Some critics of modern business communities are labouring under the misconception that employees like wearing ‘No hats’. On the contrary, they want to contribute, be useful and be included. Therefore, employees naturally demand care when crises come knocking.
Managers as fellow human beings and bosses
My research indicates that managers should dare to be fellow human beings for their employees when crises hit. At the same time, managers should focus on tasks being solved. This comprises a manager’s dramatic sphere. How do you solve tasks while helping an employee through a crisis (which could also be caused by their job)?
Although it is difficult, that is nevertheless why we have managers: To balance caring for the employee with caring for the ongoing performance of tasks. We have organizations for one reason: To perform tasks.
Some managers shun the burden of taking care of both aspects and focus mainly on the tasks. Others step in with their management authority and ask how the work can be better organized during the period when an employee has cancer, stress, is facing divorce, has ill children, spouses or parents, or the like.
What I would like to discuss in my research is the form of management where managers give the impression that employees must give everything to their work, but when times get rough and employees have problems, managers suddenly lose interest in them and switch to a transactional form of management.
This change from an apparently relational form of management to transactional HR and professional dialogue with legal representatives can be exceptionally dramatic for an employee in crisis.
Managers must master both core tasks
Whereas many managers now have relational management rhetoric that is superb and captivating while everything is progressing well, some of the same managers have trouble navigating in private spheres together with employees when problems arise.
Managers may not necessarily know anything about cancer, cutting, dementia or grief, unless they have encountered them first-hand (which some have).
But even if managers have experienced crises in one way or another, some still think they are not responsible for solving employees’ personal problems.
Perhaps the heart of the matter is that employees are not requesting that anyway. Instead, managers acting as fellow human beings have two options: 1) Listen and 2) assume the role of manager by helping to organise work tasks to ensure the employee in question weathers the storm in a good way.
In other words, relational managers should be able to demonstrate care both for the employee’s needs and for the tasks at hand.
One dimension is not sufficient. If you only please employees, tasks will be neglected and/or other employees must work harder.
If you focus entirely on tasks, you will switch to transactional management, which amazes employees time after time: “It was OK when I was healthy and giving everything to my job, but now that I’m having problems, no help is available.”
That causes confusion, resistance, anger and frustration. Then it is the manager’s turn to feel baffled when criticised for not taking responsibility for employee needs.
Work can also be dramatic
The variations in work and private life that have occurred have also changed our perception of work itself.

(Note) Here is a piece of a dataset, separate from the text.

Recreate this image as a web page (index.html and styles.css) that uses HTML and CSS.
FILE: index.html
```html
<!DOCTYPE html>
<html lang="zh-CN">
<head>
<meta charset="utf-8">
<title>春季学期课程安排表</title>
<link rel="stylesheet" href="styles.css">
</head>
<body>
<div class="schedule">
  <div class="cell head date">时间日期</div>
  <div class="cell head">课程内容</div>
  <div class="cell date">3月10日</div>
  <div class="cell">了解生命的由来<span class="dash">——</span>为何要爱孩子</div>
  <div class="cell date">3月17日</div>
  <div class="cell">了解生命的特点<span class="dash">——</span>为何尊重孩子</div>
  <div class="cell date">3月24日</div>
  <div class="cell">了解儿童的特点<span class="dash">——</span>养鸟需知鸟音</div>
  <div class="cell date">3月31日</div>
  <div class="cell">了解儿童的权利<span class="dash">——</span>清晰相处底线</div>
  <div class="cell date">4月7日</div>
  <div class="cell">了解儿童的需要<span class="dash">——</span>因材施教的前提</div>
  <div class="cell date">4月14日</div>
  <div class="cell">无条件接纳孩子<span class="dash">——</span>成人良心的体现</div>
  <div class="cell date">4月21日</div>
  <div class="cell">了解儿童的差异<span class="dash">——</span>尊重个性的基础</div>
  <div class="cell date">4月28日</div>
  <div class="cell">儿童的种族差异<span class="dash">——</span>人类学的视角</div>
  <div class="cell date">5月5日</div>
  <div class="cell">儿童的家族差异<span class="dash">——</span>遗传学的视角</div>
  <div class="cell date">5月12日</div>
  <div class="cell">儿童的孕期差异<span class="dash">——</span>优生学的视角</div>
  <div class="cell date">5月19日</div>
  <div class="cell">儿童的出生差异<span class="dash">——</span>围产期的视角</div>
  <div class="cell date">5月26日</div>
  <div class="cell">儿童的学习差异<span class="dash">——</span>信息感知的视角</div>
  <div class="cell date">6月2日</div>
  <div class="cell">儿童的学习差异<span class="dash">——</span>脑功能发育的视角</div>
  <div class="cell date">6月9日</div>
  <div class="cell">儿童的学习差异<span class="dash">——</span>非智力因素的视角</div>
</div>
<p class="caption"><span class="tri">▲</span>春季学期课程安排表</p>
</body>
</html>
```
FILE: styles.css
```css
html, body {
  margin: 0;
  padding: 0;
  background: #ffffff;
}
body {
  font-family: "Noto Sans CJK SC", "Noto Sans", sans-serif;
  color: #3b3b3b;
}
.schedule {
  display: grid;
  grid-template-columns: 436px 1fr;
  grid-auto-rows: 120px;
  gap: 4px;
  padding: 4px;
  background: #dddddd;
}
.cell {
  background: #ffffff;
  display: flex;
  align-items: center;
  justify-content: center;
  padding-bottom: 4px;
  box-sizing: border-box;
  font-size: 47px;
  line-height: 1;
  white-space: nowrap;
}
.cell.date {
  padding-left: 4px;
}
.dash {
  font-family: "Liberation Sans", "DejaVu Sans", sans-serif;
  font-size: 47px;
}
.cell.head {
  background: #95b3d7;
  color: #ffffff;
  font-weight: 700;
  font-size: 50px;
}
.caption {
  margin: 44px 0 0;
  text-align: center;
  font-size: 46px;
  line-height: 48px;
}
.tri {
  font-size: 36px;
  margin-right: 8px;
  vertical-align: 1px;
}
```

Dramas are not restricted to occurring at home.
Workplaces can be just as dramatic – with power struggles, bullying, stress and conflicts all taking their toll. Here, managers’ values also play a role.

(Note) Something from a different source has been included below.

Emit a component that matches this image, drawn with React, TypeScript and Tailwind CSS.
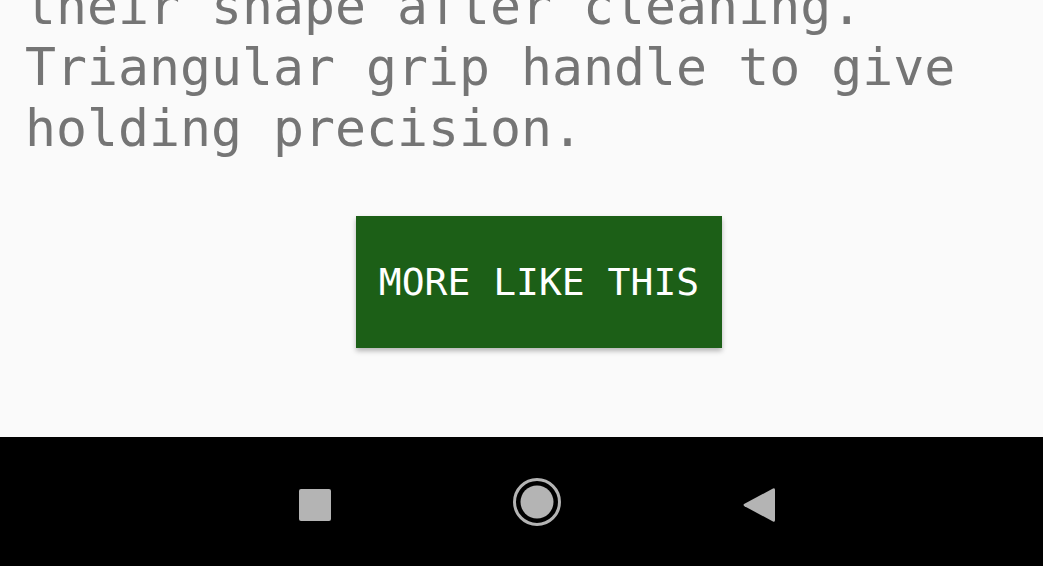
export default function App() {
  return (
    <div className="flex h-[566px] w-full flex-col overflow-hidden bg-[#fafafa] font-['DejaVu_Sans_Mono',monospace]">
      <div className="flex flex-1 flex-col">
        <p className="mt-[-24px] px-[25px] text-[51.5px] leading-[61px] text-[#757575]">
          their shape after cleaning. Triangular grip handle to give holding precision.
        </p>
        <div className="mt-[57px] flex justify-center">
          <button
            type="button"
            className="ml-[35px] h-[132px] w-[366px] bg-[#1c5f17] text-[38px] leading-none text-white shadow-[0_3px_5px_rgba(0,0,0,0.28)]"
          >
            MORE LIKE THIS
          </button>
        </div>
      </div>
      <nav className="flex h-[129px] items-center bg-black pl-[204px]">
        <div className="flex w-[222px] justify-center pt-[6px]">
          <div className="h-[32px] w-[32px] rounded-[2px] bg-[#b4b4b4]" />
        </div>
        <div className="flex w-[222px] justify-center">
          <svg width="48" height="48" viewBox="0 0 48 48">
            <circle cx="24" cy="24" r="22.5" fill="none" stroke="#b4b4b4" strokeWidth="3" />
            <circle cx="24" cy="24" r="16.5" fill="#b4b4b4" />
          </svg>
        </div>
        <div className="flex w-[222px] justify-center pt-[6px]">
          <svg width="34" height="38" viewBox="0 0 34 38">
            <path
              d="M31 2.5 Q33 1.5 33 4 L33 34 Q33 36.5 31 35.5 L2.5 20.2 Q0.5 19 2.5 17.8 Z"
              fill="#b4b4b4"
            />
          </svg>
        </div>
      </nav>
    </div>
  );
}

12 percent of all Danes state that they have been bullied at work and 430,000 Danes experience daily symptoms of stress, according to Stressforeningen (The Danish Stress Society).
Work is therefore not ‘innocent’ but can be a battlefield where people manifest themselves in various ways. This also creates drama that managers must address.

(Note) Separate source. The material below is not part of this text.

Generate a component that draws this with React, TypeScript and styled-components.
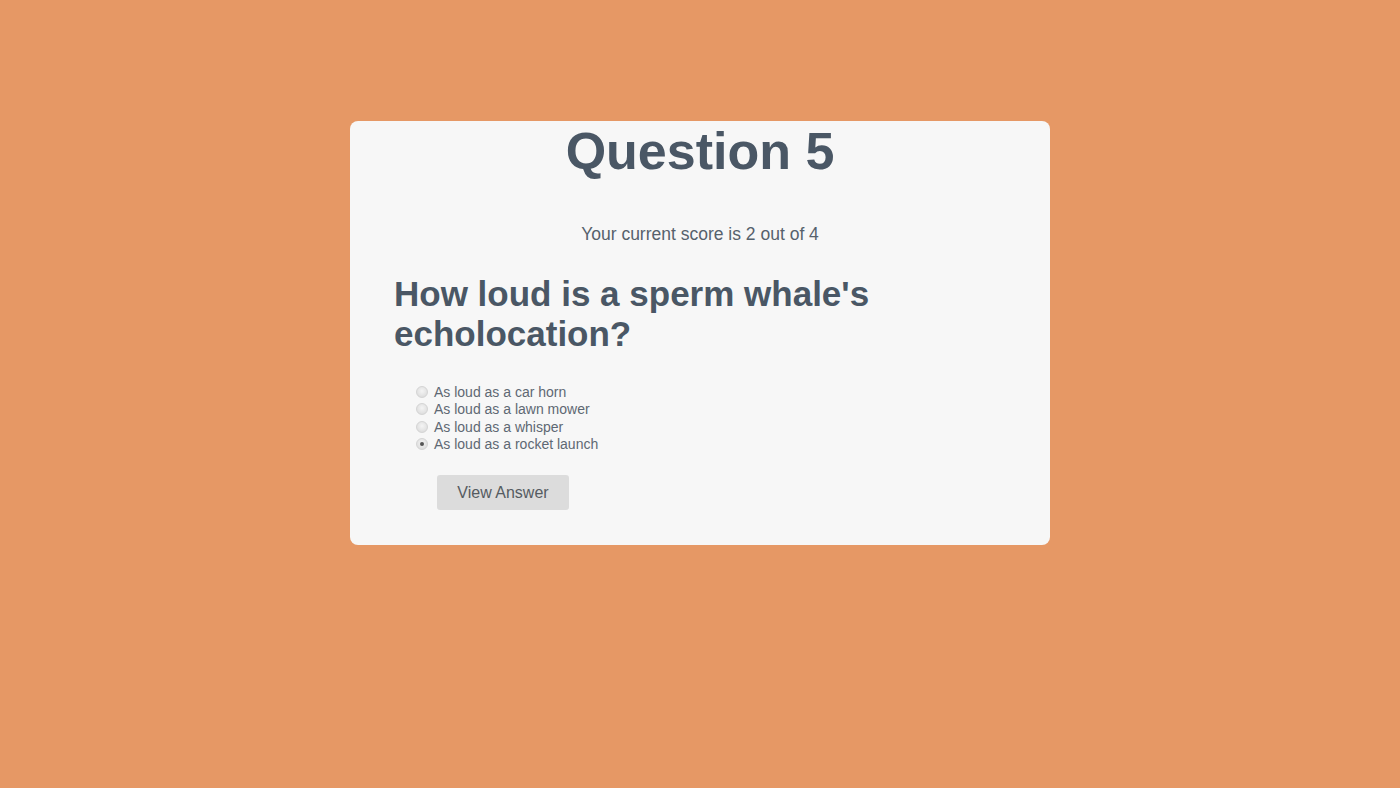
import React, { useState } from "react";
import styled, { createGlobalStyle } from "styled-components";

const GlobalStyle = createGlobalStyle`
  html, body {
    margin: 0;
    padding: 0;
    background: #e69865;
    font-family: "Liberation Sans", Arial, sans-serif;
  }
`;

const Page = styled.div`
  min-height: 788px;
  display: flex;
  justify-content: center;
  align-items: flex-start;
  padding-top: 121px;
  box-sizing: border-box;
`;

const Card = styled.div`
  width: 700px;
  background: #f7f7f7;
  border-radius: 8px;
  padding: 0 44px 35px;
  box-sizing: border-box;
  color: #4a5765;
`;

const Title = styled.h1`
  margin: 0;
  text-align: center;
  font-size: 52px;
  line-height: 60px;
  font-weight: bold;
  color: #4a5765;
`;

const Score = styled.p`
  margin: 43px 0 0;
  text-align: center;
  font-size: 17.5px;
  line-height: 20px;
  color: #56616c;
`;

const Question = styled.h2`
  margin: 30px 0 0;
  font-size: 35px;
  line-height: 40px;
  font-weight: bold;
  color: #4a5765;
  max-width: 520px;
`;

const Options = styled.div`
  margin-top: 29px;
  padding-left: 22px;
  display: flex;
  flex-direction: column;
`;

const Option = styled.label`
  display: flex;
  align-items: center;
  height: 17.5px;
  font-size: 14px;
  color: #5e6873;
  cursor: pointer;
`;

const Radio = styled.input`
  appearance: none;
  -webkit-appearance: none;
  width: 12px;
  height: 12px;
  margin: 0 6px 0 0;
  border-radius: 50%;
  border: 1px solid #d4d4d4;
  background: radial-gradient(circle at 50% 40%, #f4f4f4 0%, #e0e0e0 70%, #d4d4d4 100%);
  position: relative;
  box-sizing: border-box;
  flex: none;

  &:checked::after {
    content: "";
    position: absolute;
    left: 3px;
    top: 3px;
    width: 4px;
    height: 4px;
    border-radius: 50%;
    background: #555;
  }
`;

const Button = styled.button`
  margin: 22px 0 0 43px;
  background: #dcdcdc;
  border: none;
  border-radius: 3px;
  width: 132px;
  height: 35px;
  padding: 0;
  font-family: "Liberation Sans", Arial, sans-serif;
  font-size: 16px;
  color: #555b61;
  cursor: pointer;
`;

const answers = [
  "As loud as a car horn",
  "As loud as a lawn mower",
  "As loud as a whisper",
  "As loud as a rocket launch",
];

export default function App() {
  const [selected, setSelected] = useState(3);
  return (
    <>
      <GlobalStyle />
      <Page>
        <Card>
          <Title>Question 5</Title>
          <Score>Your current score is 2 out of 4</Score>
          <Question>How loud is a sperm whale's echolocation?</Question>
          <Options>
            {answers.map((a, i) => (
              <Option key={a}>
                <Radio
                  type="radio"
                  name="answer"
                  checked={selected === i}
                  onChange={() => setSelected(i)}
                />
                {a}
              </Option>
            ))}
          </Options>
          <Button>View Answer</Button>
        </Card>
      </Page>
    </>
  );
}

Today, management tasks therefore involve more than just ceremonial speeches and programme statements, but instead include working with other people’s internal lives, experiences and accumulated expertise on a daily basis, and providing support.
We must be pleased that anyone ever has the energy to be a manager when expectations are so diverse. And we must be better at finding alternative positions for managers who are not interested in relational work.